Or only a bit strange—they have, at least, heard of Jane Austen. They even quite cleverly translated the title to keep the alliteration. This is Pride and Prejudice, a copy my mother brought back from her twice-annual trip to Lithuania.
Both my parents emigrated from Lithuania as children. Though I was born in the U.S., my first language was Lithuanian. In fact, I went to kindergarten knowing very little English. Perhaps not the smoothest way to integrate a child into a “new” country, but somehow I managed. I know that growing up bilingual has made other languages (perhaps even computer languages) easier. Still, I sometimes wonder if I can blame my occasional awkwardness with word choices and phrasing on this early linguistic confusion. Or maybe not. Maybe I’m just the Queen of Awkward Sentences, doomed to seemingly eternal revisions. 🙂
Anyway, I find this book and its packaging quite interesting. Though the title is clever the cover art is many centuries off. One would think they could have found something more appropriate.

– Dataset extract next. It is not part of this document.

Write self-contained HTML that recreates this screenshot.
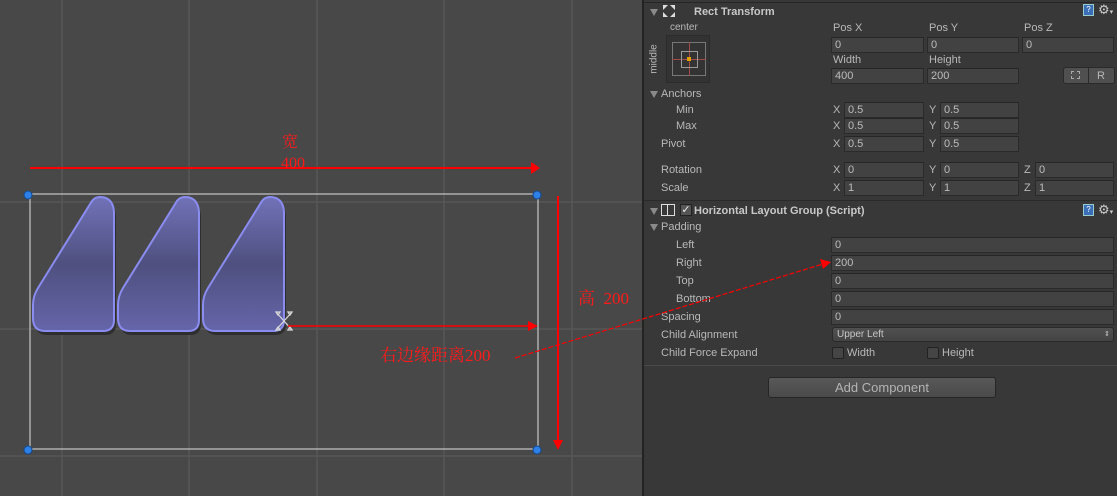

At least it’s not Victorian!
I read the back blurb, and was surprised to see that they gave the entire plot in a nutshell, spoilers and all. If, that is, there is such a thing as a spoiler for a book that’s been around since 1813.
Overall, it makes me happy people all over the globe can enjoy Jane’s genius. I wonder how she would feel about seeing her works in so many translations? Have any of you run across any other interesting translations? What have your experiences been with foreign languages? How do they affect your reading and writing?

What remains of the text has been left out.